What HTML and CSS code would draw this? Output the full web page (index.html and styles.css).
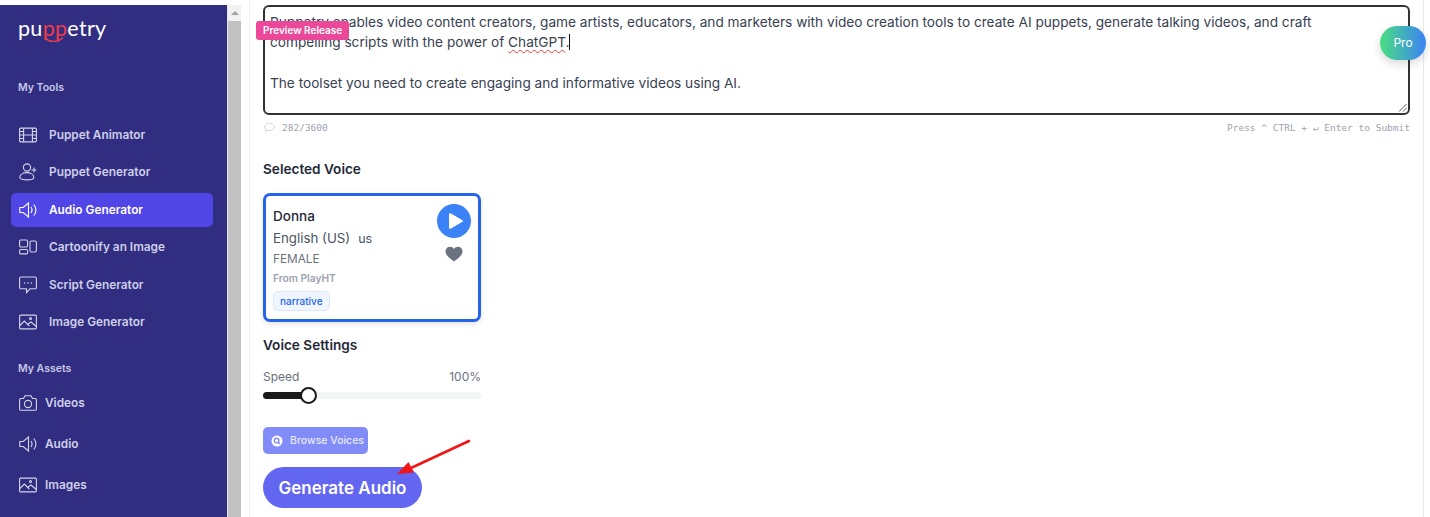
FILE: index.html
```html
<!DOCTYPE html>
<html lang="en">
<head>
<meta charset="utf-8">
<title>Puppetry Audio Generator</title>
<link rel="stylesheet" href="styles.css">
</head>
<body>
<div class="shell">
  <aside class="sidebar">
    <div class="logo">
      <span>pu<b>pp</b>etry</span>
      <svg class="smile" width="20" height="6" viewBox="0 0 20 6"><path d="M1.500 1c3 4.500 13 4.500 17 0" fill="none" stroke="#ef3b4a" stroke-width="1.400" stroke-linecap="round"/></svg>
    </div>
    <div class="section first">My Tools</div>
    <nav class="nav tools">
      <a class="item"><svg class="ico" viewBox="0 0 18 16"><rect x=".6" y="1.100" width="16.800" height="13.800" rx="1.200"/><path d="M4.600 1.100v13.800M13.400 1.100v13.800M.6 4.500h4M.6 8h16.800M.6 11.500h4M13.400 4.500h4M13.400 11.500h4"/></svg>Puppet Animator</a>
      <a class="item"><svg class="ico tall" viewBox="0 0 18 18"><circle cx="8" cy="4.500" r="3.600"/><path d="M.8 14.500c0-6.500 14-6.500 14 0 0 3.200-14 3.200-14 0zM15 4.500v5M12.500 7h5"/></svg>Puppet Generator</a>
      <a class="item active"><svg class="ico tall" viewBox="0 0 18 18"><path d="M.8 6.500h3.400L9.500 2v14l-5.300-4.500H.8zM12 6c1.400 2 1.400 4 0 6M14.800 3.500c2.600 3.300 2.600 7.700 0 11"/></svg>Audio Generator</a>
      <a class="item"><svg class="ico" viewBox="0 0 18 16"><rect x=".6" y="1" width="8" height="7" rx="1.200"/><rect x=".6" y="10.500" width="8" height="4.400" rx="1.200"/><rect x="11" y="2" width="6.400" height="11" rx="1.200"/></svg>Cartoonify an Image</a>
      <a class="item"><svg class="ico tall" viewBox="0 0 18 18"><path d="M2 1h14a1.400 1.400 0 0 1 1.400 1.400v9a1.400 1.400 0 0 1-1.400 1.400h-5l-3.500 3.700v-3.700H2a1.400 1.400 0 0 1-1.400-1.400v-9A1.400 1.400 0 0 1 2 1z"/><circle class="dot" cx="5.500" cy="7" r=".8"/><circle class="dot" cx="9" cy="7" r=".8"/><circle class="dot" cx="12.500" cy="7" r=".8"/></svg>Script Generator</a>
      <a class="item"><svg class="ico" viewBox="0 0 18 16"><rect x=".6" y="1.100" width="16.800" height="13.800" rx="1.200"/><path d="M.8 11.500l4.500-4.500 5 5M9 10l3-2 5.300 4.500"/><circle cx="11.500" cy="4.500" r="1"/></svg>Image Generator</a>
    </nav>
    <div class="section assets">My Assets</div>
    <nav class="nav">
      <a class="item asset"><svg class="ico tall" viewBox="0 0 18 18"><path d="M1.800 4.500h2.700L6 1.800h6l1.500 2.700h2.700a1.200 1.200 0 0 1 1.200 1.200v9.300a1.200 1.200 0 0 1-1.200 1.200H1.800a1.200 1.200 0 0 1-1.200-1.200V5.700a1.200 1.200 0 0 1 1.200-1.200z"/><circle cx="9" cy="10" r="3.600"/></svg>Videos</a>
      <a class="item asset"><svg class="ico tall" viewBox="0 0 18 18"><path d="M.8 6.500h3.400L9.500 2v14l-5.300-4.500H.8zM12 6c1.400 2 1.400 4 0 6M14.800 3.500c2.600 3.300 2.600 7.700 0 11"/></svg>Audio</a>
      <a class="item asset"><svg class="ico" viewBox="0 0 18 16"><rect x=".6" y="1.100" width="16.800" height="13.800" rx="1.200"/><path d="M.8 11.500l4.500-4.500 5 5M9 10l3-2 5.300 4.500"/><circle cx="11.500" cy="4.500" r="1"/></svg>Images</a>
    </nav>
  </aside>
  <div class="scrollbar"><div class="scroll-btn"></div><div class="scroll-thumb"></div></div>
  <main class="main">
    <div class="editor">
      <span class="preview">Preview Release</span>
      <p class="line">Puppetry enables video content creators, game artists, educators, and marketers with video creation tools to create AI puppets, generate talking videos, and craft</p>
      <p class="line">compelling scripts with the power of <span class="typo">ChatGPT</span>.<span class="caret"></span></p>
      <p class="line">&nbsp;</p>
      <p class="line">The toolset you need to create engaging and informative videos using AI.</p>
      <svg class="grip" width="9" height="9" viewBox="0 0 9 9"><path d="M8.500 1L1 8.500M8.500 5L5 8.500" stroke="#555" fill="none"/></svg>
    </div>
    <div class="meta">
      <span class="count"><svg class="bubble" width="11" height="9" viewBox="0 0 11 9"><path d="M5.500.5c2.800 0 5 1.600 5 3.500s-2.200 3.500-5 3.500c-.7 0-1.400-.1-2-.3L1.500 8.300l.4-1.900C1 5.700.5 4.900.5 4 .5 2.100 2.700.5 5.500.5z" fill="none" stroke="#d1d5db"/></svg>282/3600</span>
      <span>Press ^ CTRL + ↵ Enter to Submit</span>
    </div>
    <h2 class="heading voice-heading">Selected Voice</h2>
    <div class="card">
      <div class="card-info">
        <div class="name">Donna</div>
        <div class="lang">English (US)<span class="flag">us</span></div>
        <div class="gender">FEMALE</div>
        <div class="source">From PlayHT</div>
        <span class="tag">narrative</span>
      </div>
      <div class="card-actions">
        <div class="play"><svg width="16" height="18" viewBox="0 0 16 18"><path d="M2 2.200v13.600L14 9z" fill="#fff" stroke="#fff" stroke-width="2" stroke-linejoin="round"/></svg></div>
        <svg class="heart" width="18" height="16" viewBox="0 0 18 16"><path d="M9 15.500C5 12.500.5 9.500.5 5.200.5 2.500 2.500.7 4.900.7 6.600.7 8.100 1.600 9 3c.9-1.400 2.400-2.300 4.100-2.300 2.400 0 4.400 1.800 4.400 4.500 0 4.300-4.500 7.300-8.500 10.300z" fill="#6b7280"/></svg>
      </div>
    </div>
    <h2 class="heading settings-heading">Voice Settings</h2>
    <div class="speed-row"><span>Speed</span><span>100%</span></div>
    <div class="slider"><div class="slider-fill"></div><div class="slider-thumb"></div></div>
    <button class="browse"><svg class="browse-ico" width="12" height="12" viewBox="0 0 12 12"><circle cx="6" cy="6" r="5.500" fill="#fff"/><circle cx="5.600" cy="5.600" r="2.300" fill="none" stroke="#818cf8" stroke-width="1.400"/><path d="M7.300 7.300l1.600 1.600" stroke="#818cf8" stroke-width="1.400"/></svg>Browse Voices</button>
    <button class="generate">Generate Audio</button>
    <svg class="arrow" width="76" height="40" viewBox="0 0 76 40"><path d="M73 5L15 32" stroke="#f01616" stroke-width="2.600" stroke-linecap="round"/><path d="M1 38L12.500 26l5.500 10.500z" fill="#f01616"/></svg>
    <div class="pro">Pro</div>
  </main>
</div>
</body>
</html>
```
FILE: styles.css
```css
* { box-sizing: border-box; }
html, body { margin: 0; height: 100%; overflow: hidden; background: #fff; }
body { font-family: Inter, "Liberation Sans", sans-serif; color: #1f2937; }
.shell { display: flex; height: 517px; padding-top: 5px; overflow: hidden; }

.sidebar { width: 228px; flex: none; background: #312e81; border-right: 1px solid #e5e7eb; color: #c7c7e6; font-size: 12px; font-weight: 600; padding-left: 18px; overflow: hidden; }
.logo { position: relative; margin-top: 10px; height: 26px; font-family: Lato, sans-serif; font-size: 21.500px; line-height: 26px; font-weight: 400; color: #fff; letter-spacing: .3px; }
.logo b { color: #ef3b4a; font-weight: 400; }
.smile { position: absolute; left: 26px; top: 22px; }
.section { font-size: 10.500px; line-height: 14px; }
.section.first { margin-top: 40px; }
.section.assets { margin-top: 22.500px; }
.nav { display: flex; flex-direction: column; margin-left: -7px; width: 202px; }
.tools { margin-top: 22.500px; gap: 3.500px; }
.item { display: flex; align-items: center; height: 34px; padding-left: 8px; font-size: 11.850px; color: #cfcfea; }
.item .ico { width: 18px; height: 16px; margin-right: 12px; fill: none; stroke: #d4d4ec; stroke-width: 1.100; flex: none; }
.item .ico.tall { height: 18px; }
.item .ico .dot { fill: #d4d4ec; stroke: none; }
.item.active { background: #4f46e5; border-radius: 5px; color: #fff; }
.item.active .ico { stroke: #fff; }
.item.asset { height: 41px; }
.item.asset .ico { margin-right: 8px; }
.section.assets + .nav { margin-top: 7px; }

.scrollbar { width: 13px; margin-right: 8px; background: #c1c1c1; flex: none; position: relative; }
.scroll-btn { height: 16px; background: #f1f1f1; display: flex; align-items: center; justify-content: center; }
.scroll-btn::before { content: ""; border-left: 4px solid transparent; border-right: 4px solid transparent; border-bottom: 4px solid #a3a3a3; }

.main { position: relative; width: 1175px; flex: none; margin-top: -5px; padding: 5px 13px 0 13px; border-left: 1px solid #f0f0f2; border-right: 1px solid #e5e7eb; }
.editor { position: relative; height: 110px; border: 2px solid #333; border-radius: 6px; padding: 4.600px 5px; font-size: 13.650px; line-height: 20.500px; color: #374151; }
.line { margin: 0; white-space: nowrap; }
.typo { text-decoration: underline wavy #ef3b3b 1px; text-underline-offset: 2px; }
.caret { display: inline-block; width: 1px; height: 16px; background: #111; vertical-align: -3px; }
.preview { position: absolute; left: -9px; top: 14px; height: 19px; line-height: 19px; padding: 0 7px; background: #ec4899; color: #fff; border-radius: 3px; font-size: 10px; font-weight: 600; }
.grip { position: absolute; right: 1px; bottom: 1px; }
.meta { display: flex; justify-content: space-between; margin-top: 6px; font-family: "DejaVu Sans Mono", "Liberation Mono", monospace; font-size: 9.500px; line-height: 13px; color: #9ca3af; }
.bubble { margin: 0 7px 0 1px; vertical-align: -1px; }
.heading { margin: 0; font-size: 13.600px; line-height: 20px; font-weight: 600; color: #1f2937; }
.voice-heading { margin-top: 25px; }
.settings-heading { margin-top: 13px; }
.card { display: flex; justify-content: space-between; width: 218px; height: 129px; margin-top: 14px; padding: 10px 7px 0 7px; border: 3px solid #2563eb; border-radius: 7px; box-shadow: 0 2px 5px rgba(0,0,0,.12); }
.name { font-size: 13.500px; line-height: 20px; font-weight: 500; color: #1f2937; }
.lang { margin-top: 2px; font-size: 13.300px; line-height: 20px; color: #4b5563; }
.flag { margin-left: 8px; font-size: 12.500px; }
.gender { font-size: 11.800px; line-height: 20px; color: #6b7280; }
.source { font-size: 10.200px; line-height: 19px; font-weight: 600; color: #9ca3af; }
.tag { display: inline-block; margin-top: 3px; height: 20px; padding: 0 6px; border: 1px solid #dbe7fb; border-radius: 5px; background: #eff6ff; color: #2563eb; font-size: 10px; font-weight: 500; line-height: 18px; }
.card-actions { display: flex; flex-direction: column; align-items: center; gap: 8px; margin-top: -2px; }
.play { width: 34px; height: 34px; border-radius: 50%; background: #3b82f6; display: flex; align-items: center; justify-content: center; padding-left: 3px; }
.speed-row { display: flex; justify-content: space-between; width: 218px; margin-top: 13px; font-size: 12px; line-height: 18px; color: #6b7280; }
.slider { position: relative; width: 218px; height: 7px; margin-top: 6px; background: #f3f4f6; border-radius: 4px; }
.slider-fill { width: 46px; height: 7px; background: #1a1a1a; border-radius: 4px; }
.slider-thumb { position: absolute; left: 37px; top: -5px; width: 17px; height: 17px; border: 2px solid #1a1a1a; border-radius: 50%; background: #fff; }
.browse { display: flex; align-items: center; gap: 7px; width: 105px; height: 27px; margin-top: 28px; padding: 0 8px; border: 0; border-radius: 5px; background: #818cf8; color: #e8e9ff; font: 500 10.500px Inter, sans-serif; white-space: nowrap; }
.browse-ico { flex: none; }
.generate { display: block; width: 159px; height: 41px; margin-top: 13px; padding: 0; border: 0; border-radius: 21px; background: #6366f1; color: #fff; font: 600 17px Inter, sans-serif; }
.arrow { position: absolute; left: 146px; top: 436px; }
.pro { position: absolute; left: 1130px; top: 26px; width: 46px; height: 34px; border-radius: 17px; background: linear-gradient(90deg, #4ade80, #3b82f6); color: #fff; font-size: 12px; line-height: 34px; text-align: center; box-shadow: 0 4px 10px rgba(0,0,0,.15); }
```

+ + + + +

Work required> Which lines include "index"? Copy each of them out.

Output below>
What HTML and CSS code would draw this? Output the full web page (index.html and styles.css).
FILE: index.html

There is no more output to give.